Exercise goal -
Can you transcribe the data exactly? Leave the pictures out.

Given information -

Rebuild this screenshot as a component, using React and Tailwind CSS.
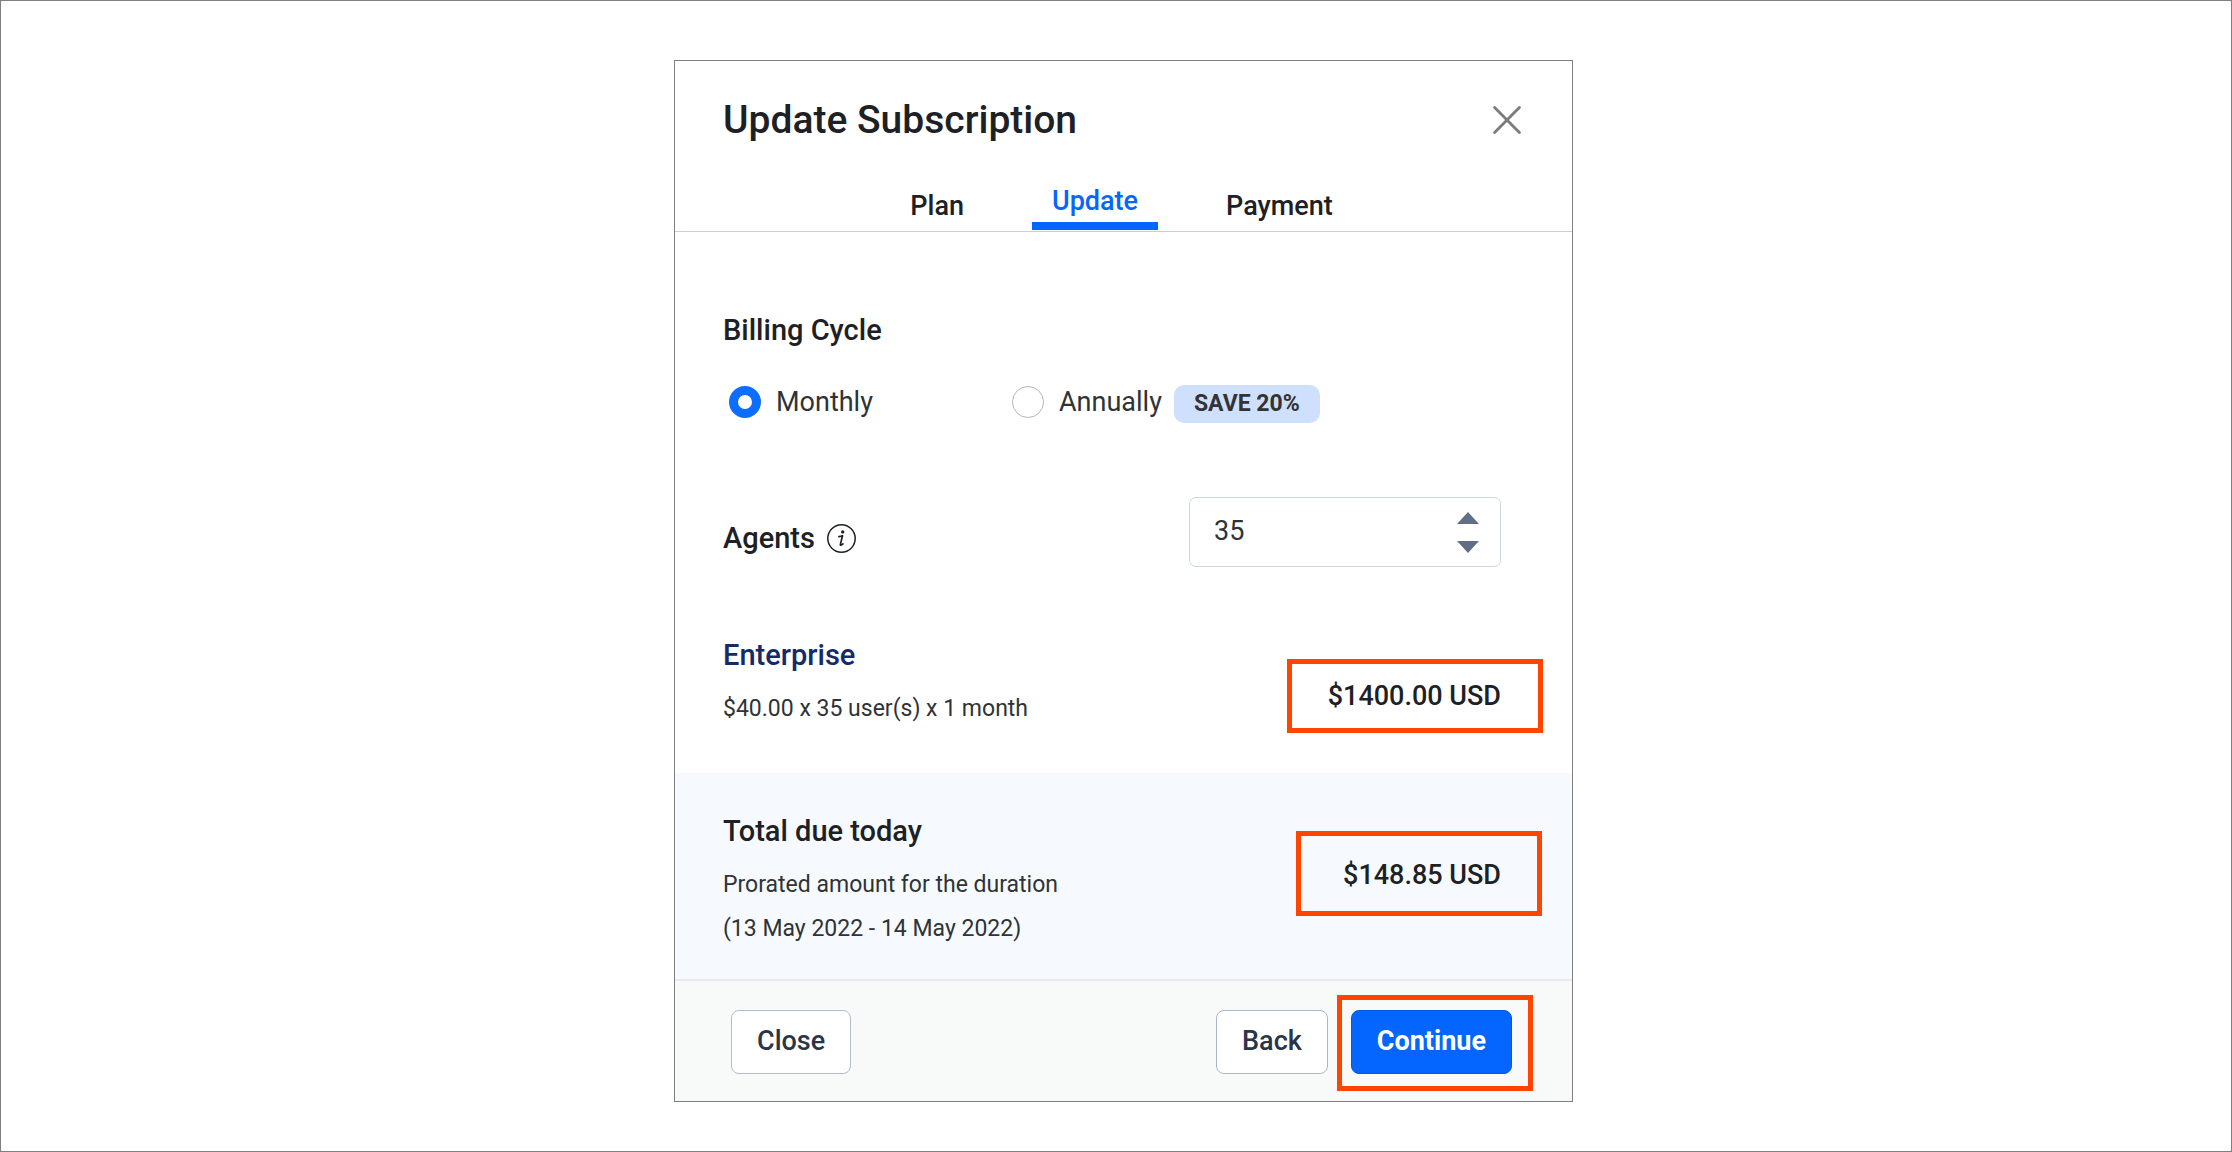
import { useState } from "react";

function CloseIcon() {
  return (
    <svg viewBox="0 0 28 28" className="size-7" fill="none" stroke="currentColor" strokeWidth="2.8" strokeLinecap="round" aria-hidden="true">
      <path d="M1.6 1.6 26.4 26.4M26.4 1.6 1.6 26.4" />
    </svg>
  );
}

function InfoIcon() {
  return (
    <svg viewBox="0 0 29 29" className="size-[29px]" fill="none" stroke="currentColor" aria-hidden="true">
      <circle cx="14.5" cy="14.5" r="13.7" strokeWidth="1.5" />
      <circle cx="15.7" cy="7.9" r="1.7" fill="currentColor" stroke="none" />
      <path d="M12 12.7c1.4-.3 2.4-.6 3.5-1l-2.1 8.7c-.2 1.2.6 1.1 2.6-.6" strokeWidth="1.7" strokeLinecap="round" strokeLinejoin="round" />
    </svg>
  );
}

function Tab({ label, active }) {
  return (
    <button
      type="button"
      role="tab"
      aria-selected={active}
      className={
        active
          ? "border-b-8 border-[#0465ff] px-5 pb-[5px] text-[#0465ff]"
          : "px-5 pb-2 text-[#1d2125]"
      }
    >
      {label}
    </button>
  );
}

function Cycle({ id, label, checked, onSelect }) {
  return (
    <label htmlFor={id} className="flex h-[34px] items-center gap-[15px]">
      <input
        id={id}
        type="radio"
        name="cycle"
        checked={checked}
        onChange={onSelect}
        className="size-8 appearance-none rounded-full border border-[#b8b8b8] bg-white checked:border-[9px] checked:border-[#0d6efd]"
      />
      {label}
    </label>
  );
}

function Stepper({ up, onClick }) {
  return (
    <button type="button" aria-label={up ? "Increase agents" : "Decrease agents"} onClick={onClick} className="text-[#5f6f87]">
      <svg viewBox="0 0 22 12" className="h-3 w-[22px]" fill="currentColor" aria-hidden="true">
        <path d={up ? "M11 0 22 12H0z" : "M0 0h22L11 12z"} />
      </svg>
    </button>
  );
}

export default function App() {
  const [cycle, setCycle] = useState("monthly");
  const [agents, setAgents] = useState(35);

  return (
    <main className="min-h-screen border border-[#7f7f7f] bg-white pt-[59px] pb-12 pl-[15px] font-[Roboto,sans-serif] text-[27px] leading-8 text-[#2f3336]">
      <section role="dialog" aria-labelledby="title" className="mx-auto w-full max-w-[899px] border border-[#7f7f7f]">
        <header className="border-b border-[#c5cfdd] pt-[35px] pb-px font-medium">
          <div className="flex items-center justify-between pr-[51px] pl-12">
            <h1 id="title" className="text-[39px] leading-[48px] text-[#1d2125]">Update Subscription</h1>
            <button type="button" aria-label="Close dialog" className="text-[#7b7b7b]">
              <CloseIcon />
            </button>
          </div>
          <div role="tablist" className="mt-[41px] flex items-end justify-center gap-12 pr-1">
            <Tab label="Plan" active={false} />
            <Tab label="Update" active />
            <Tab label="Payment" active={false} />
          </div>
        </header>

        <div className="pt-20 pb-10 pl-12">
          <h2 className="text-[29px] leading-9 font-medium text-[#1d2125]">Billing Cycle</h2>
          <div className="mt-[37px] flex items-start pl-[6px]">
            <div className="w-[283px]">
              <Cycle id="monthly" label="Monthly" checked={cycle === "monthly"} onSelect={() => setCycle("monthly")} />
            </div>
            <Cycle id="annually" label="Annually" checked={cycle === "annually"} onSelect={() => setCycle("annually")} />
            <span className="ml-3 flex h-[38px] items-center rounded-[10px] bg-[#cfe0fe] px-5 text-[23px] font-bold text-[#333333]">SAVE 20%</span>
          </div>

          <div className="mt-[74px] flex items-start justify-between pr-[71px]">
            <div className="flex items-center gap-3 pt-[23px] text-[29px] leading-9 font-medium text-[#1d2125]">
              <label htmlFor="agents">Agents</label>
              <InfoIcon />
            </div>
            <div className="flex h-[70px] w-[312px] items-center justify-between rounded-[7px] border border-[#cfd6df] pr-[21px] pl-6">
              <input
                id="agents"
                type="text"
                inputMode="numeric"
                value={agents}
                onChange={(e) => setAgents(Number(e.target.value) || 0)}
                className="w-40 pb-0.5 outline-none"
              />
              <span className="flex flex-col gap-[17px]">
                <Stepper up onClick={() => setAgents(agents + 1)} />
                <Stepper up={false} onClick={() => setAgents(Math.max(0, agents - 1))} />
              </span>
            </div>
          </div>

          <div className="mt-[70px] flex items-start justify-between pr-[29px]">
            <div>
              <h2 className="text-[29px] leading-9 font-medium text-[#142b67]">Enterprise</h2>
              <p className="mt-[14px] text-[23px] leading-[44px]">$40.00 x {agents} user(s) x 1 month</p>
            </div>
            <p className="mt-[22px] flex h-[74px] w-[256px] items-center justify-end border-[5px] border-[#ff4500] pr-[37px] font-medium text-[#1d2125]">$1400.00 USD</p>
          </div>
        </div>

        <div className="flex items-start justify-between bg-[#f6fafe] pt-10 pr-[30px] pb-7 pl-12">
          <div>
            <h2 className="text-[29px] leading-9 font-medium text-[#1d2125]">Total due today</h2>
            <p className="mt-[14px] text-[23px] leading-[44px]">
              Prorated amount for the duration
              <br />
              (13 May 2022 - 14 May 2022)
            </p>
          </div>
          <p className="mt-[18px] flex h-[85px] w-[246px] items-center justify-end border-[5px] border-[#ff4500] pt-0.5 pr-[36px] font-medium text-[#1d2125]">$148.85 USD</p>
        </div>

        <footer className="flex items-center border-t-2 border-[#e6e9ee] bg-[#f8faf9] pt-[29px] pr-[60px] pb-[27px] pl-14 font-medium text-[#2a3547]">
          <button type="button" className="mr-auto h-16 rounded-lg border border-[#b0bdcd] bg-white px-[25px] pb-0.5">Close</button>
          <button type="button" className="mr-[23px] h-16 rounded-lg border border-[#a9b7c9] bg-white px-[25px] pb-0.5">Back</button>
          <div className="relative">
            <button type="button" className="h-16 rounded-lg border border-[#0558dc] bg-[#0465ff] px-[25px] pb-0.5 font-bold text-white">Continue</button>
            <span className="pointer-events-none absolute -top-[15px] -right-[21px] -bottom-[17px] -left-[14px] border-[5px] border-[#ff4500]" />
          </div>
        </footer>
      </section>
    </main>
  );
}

Correct output -
Rebuild this screenshot as a component, using React and Tailwind CSS.
import { useState } from "react";

function CloseIcon() {
  return (
    <svg viewBox="0 0 28 28" className="size-7" fill="none" stroke="currentColor" strokeWidth="2.8" strokeLinecap="round" aria-hidden="true">
      <path d="M1.6 1.6 26.4 26.4M26.4 1.6 1.6 26.4" />
    </svg>
  );
}

function InfoIcon() {
  return (
    <svg viewBox="0 0 29 29" className="size-[29px]" fill="none" stroke="currentColor" aria-hidden="true">
      <circle cx="14.5" cy="14.5" r="13.7" strokeWidth="1.5" />
      <circle cx="15.7" cy="7.9" r="1.7" fill="currentColor" stroke="none" />
      <path d="M12 12.7c1.4-.3 2.4-.6 3.5-1l-2.1 8.7c-.2 1.2.6 1.1 2.6-.6" strokeWidth="1.7" strokeLinecap="round" strokeLinejoin="round" />
    </svg>
  );
}

function Tab({ label, active }) {
  return (
    <button
      type="button"
      role="tab"
      aria-selected={active}
      className={
        active
          ? "border-b-8 border-[#0465ff] px-5 pb-[5px] text-[#0465ff]"
          : "px-5 pb-2 text-[#1d2125]"
      }
    >
      {label}
    </button>
  );
}

function Cycle({ id, label, checked, onSelect }) {
  return (
    <label htmlFor={id} className="flex h-[34px] items-center gap-[15px]">
      <input
        id={id}
        type="radio"
        name="cycle"
        checked={checked}
        onChange={onSelect}
        className="size-8 appearance-none rounded-full border border-[#b8b8b8] bg-white checked:border-[9px] checked:border-[#0d6efd]"
      />
      {label}
    </label>
  );
}

function Stepper({ up, onClick }) {
  return (
    <button type="button" aria-label={up ? "Increase agents" : "Decrease agents"} onClick={onClick} className="text-[#5f6f87]">
      <svg viewBox="0 0 22 12" className="h-3 w-[22px]" fill="currentColor" aria-hidden="true">
        <path d={up ? "M11 0 22 12H0z" : "M0 0h22L11 12z"} />
      </svg>
    </button>
  );
}

export default function App() {
  const [cycle, setCycle] = useState("monthly");
  const [agents, setAgents] = useState(35);

  return (
    <main className="min-h-screen border border-[#7f7f7f] bg-white pt-[59px] pb-12 pl-[15px] font-[Roboto,sans-serif] text-[27px] leading-8 text-[#2f3336]">
      <section role="dialog" aria-labelledby="title" className="mx-auto w-full max-w-[899px] border border-[#7f7f7f]">
        <header className="border-b border-[#c5cfdd] pt-[35px] pb-px font-medium">
          <div className="flex items-center justify-between pr-[51px] pl-12">
            <h1 id="title" className="text-[39px] leading-[48px] text-[#1d2125]">Update Subscription</h1>
            <button type="button" aria-label="Close dialog" className="text-[#7b7b7b]">
              <CloseIcon />
            </button>
          </div>
          <div role="tablist" className="mt-[41px] flex items-end justify-center gap-12 pr-1">
            <Tab label="Plan" active={false} />
            <Tab label="Update" active />
            <Tab label="Payment" active={false} />
          </div>
        </header>

        <div className="pt-20 pb-10 pl-12">
          <h2 className="text-[29px] leading-9 font-medium text-[#1d2125]">Billing Cycle</h2>
          <div className="mt-[37px] flex items-start pl-[6px]">
            <div className="w-[283px]">
              <Cycle id="monthly" label="Monthly" checked={cycle === "monthly"} onSelect={() => setCycle("monthly")} />
            </div>
            <Cycle id="annually" label="Annually" checked={cycle === "annually"} onSelect={() => setCycle("annually")} />
            <span className="ml-3 flex h-[38px] items-center rounded-[10px] bg-[#cfe0fe] px-5 text-[23px] font-bold text-[#333333]">SAVE 20%</span>
          </div>

          <div className="mt-[74px] flex items-start justify-between pr-[71px]">
            <div className="flex items-center gap-3 pt-[23px] text-[29px] leading-9 font-medium text-[#1d2125]">
              <label htmlFor="agents">Agents</label>
              <InfoIcon />
            </div>
            <div className="flex h-[70px] w-[312px] items-center justify-between rounded-[7px] border border-[#cfd6df] pr-[21px] pl-6">
              <input
                id="agents"
                type="text"
                inputMode="numeric"
                value={agents}
                onChange={(e) => setAgents(Number(e.target.value) || 0)}
                className="w-40 pb-0.5 outline-none"
              />
              <span className="flex flex-col gap-[17px]">
                <Stepper up onClick={() => setAgents(agents + 1)} />
                <Stepper up={false} onClick={() => setAgents(Math.max(0, agents - 1))} />
              </span>
            </div>
          </div>

          <div className="mt-[70px] flex items-start justify-between pr-[29px]">
            <div>
              <h2 className="text-[29px] leading-9 font-medium text-[#142b67]">Enterprise</h2>
              <p className="mt-[14px] text-[23px] leading-[44px]">$40.00 x {agents} user(s) x 1 month</p>
            </div>
            <p className="mt-[22px] flex h-[74px] w-[256px] items-center justify-end border-[5px] border-[#ff4500] pr-[37px] font-medium text-[#1d2125]">$1400.00 USD</p>
          </div>
        </div>

        <div className="flex items-start justify-between bg-[#f6fafe] pt-10 pr-[30px] pb-7 pl-12">
          <div>
            <h2 className="text-[29px] leading-9 font-medium text-[#1d2125]">Total due today</h2>
            <p className="mt-[14px] text-[23px] leading-[44px]">
              Prorated amount for the duration
              <br />
              (13 May 2022 - 14 May 2022)
            </p>
          </div>
          <p className="mt-[18px] flex h-[85px] w-[246px] items-center justify-end border-[5px] border-[#ff4500] pt-0.5 pr-[36px] font-medium text-[#1d2125]">$148.85 USD</p>
        </div>

        <footer className="flex items-center border-t-2 border-[#e6e9ee] bg-[#f8faf9] pt-[29px] pr-[60px] pb-[27px] pl-14 font-medium text-[#2a3547]">
          <button type="button" className="mr-auto h-16 rounded-lg border border-[#b0bdcd] bg-white px-[25px] pb-0.5">Close</button>
          <button type="button" className="mr-[23px] h-16 rounded-lg border border-[#a9b7c9] bg-white px-[25px] pb-0.5">Back</button>
          <div className="relative">
            <button type="button" className="h-16 rounded-lg border border-[#0558dc] bg-[#0465ff] px-[25px] pb-0.5 font-bold text-white">Continue</button>
            <span className="pointer-events-none absolute -top-[15px] -right-[21px] -bottom-[17px] -left-[14px] border-[5px] border-[#ff4500]" />
          </div>
        </footer>
      </section>
    </main>
  );
}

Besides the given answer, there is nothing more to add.